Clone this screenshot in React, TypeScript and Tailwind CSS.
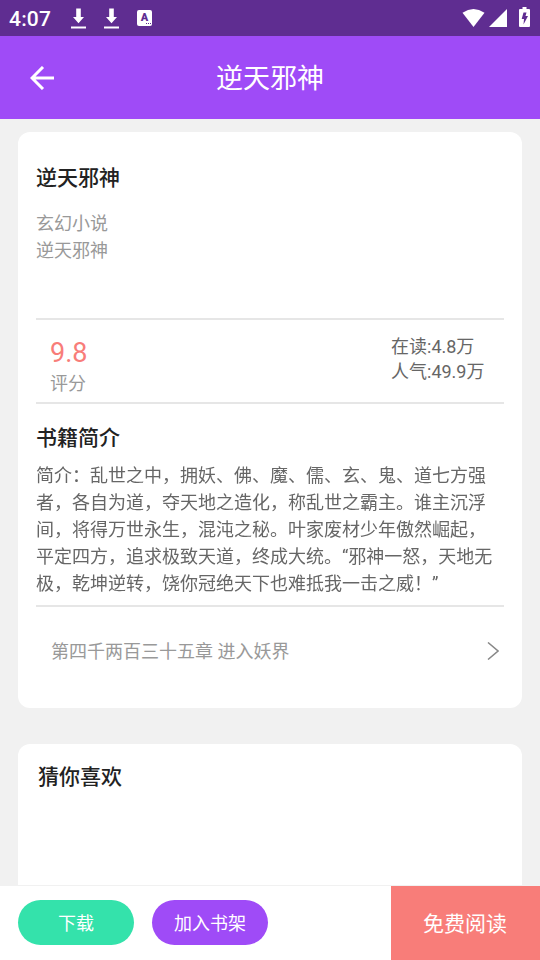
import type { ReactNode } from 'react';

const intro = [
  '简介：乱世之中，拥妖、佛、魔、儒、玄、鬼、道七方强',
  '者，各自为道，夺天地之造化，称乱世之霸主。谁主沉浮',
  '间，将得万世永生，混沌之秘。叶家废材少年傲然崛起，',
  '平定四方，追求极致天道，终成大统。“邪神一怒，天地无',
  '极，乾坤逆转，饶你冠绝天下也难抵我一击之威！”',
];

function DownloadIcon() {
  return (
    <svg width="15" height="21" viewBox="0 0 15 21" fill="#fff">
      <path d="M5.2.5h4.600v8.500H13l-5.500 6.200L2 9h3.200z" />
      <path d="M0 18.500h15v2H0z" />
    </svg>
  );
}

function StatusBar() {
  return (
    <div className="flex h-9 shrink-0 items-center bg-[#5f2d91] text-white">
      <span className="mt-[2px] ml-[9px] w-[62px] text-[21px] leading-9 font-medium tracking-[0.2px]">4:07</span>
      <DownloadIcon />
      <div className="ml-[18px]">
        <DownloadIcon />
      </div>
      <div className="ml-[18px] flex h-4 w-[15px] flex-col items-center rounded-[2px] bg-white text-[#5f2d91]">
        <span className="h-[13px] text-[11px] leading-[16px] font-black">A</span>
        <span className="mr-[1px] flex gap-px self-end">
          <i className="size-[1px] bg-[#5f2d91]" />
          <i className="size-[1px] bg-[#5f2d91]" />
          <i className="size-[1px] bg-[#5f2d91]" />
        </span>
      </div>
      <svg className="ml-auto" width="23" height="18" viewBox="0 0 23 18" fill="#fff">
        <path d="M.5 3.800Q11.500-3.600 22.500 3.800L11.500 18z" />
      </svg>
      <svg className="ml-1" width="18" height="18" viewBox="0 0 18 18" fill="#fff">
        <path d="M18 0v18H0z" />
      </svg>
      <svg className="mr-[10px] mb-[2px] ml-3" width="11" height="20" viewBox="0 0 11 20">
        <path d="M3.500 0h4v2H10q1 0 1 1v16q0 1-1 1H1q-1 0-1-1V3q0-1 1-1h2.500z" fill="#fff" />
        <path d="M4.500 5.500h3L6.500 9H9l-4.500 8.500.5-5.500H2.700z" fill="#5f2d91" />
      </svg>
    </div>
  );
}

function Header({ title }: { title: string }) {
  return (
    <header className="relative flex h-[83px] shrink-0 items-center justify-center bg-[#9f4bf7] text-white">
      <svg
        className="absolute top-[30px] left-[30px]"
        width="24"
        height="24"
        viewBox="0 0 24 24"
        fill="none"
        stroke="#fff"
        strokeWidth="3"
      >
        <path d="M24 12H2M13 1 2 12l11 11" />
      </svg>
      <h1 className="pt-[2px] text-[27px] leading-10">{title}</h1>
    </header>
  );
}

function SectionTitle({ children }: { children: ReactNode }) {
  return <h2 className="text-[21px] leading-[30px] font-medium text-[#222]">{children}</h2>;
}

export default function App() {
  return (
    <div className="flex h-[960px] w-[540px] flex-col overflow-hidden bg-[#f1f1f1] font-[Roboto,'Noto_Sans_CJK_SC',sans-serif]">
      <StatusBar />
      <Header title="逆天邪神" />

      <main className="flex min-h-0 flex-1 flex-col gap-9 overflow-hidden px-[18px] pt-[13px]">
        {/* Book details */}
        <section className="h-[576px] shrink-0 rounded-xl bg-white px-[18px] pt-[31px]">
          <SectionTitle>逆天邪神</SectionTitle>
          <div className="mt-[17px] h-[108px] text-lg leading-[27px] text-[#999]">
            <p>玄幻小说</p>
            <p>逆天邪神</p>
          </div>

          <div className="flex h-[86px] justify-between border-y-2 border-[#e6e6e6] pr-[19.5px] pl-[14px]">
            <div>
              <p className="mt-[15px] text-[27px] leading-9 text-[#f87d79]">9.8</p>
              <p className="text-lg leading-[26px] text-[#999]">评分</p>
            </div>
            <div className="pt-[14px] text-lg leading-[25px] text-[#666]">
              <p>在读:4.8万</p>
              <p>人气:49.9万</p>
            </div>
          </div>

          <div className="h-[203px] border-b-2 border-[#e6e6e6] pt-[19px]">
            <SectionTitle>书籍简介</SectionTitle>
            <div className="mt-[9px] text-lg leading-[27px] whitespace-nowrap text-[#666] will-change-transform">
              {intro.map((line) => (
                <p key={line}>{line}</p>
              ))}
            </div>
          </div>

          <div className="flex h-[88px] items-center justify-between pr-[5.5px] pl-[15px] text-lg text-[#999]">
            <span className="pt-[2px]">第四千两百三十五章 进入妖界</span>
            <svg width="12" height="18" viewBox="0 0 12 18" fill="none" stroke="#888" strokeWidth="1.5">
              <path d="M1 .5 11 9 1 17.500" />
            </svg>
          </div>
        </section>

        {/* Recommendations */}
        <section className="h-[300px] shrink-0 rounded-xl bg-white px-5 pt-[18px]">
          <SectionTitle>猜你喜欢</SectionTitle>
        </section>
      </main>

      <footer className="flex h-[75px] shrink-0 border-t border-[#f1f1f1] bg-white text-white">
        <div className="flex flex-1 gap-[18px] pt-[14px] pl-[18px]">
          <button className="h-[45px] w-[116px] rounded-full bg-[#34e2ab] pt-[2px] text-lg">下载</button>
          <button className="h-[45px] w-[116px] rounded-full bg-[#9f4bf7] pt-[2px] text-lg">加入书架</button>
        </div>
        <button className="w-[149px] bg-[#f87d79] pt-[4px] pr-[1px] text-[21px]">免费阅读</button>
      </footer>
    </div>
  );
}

REQUIREMENTS.
Your task is an exact transcription of all the data, minus the pictures.

THE COMPLETED TASK.
Clone this screenshot in React, TypeScript and Tailwind CSS.
import type { ReactNode } from 'react';

const intro = [
  '简介：乱世之中，拥妖、佛、魔、儒、玄、鬼、道七方强',
  '者，各自为道，夺天地之造化，称乱世之霸主。谁主沉浮',
  '间，将得万世永生，混沌之秘。叶家废材少年傲然崛起，',
  '平定四方，追求极致天道，终成大统。“邪神一怒，天地无',
  '极，乾坤逆转，饶你冠绝天下也难抵我一击之威！”',
];

function DownloadIcon() {
  return (
    <svg width="15" height="21" viewBox="0 0 15 21" fill="#fff">
      <path d="M5.2.5h4.600v8.500H13l-5.500 6.200L2 9h3.200z" />
      <path d="M0 18.500h15v2H0z" />
    </svg>
  );
}

function StatusBar() {
  return (
    <div className="flex h-9 shrink-0 items-center bg-[#5f2d91] text-white">
      <span className="mt-[2px] ml-[9px] w-[62px] text-[21px] leading-9 font-medium tracking-[0.2px]">4:07</span>
      <DownloadIcon />
      <div className="ml-[18px]">
        <DownloadIcon />
      </div>
      <div className="ml-[18px] flex h-4 w-[15px] flex-col items-center rounded-[2px] bg-white text-[#5f2d91]">
        <span className="h-[13px] text-[11px] leading-[16px] font-black">A</span>
        <span className="mr-[1px] flex gap-px self-end">
          <i className="size-[1px] bg-[#5f2d91]" />
          <i className="size-[1px] bg-[#5f2d91]" />
          <i className="size-[1px] bg-[#5f2d91]" />
        </span>
      </div>
      <svg className="ml-auto" width="23" height="18" viewBox="0 0 23 18" fill="#fff">
        <path d="M.5 3.800Q11.500-3.600 22.500 3.800L11.500 18z" />
      </svg>
      <svg className="ml-1" width="18" height="18" viewBox="0 0 18 18" fill="#fff">
        <path d="M18 0v18H0z" />
      </svg>
      <svg className="mr-[10px] mb-[2px] ml-3" width="11" height="20" viewBox="0 0 11 20">
        <path d="M3.500 0h4v2H10q1 0 1 1v16q0 1-1 1H1q-1 0-1-1V3q0-1 1-1h2.500z" fill="#fff" />
        <path d="M4.500 5.500h3L6.500 9H9l-4.500 8.500.5-5.500H2.700z" fill="#5f2d91" />
      </svg>
    </div>
  );
}

function Header({ title }: { title: string }) {
  return (
    <header className="relative flex h-[83px] shrink-0 items-center justify-center bg-[#9f4bf7] text-white">
      <svg
        className="absolute top-[30px] left-[30px]"
        width="24"
        height="24"
        viewBox="0 0 24 24"
        fill="none"
        stroke="#fff"
        strokeWidth="3"
      >
        <path d="M24 12H2M13 1 2 12l11 11" />
      </svg>
      <h1 className="pt-[2px] text-[27px] leading-10">{title}</h1>
    </header>
  );
}

function SectionTitle({ children }: { children: ReactNode }) {
  return <h2 className="text-[21px] leading-[30px] font-medium text-[#222]">{children}</h2>;
}

export default function App() {
  return (
    <div className="flex h-[960px] w-[540px] flex-col overflow-hidden bg-[#f1f1f1] font-[Roboto,'Noto_Sans_CJK_SC',sans-serif]">
      <StatusBar />
      <Header title="逆天邪神" />

      <main className="flex min-h-0 flex-1 flex-col gap-9 overflow-hidden px-[18px] pt-[13px]">
        {/* Book details */}
        <section className="h-[576px] shrink-0 rounded-xl bg-white px-[18px] pt-[31px]">
          <SectionTitle>逆天邪神</SectionTitle>
          <div className="mt-[17px] h-[108px] text-lg leading-[27px] text-[#999]">
            <p>玄幻小说</p>
            <p>逆天邪神</p>
          </div>

          <div className="flex h-[86px] justify-between border-y-2 border-[#e6e6e6] pr-[19.5px] pl-[14px]">
            <div>
              <p className="mt-[15px] text-[27px] leading-9 text-[#f87d79]">9.8</p>
              <p className="text-lg leading-[26px] text-[#999]">评分</p>
            </div>
            <div className="pt-[14px] text-lg leading-[25px] text-[#666]">
              <p>在读:4.8万</p>
              <p>人气:49.9万</p>
            </div>
          </div>

          <div className="h-[203px] border-b-2 border-[#e6e6e6] pt-[19px]">
            <SectionTitle>书籍简介</SectionTitle>
            <div className="mt-[9px] text-lg leading-[27px] whitespace-nowrap text-[#666] will-change-transform">
              {intro.map((line) => (
                <p key={line}>{line}</p>
              ))}
            </div>
          </div>

          <div className="flex h-[88px] items-center justify-between pr-[5.5px] pl-[15px] text-lg text-[#999]">
            <span className="pt-[2px]">第四千两百三十五章 进入妖界</span>
            <svg width="12" height="18" viewBox="0 0 12 18" fill="none" stroke="#888" strokeWidth="1.5">
              <path d="M1 .5 11 9 1 17.500" />
            </svg>
          </div>
        </section>

        {/* Recommendations */}
        <section className="h-[300px] shrink-0 rounded-xl bg-white px-5 pt-[18px]">
          <SectionTitle>猜你喜欢</SectionTitle>
        </section>
      </main>

      <footer className="flex h-[75px] shrink-0 border-t border-[#f1f1f1] bg-white text-white">
        <div className="flex flex-1 gap-[18px] pt-[14px] pl-[18px]">
          <button className="h-[45px] w-[116px] rounded-full bg-[#34e2ab] pt-[2px] text-lg">下载</button>
          <button className="h-[45px] w-[116px] rounded-full bg-[#9f4bf7] pt-[2px] text-lg">加入书架</button>
        </div>
        <button className="w-[149px] bg-[#f87d79] pt-[4px] pr-[1px] text-[21px]">免费阅读</button>
      </footer>
    </div>
  );
}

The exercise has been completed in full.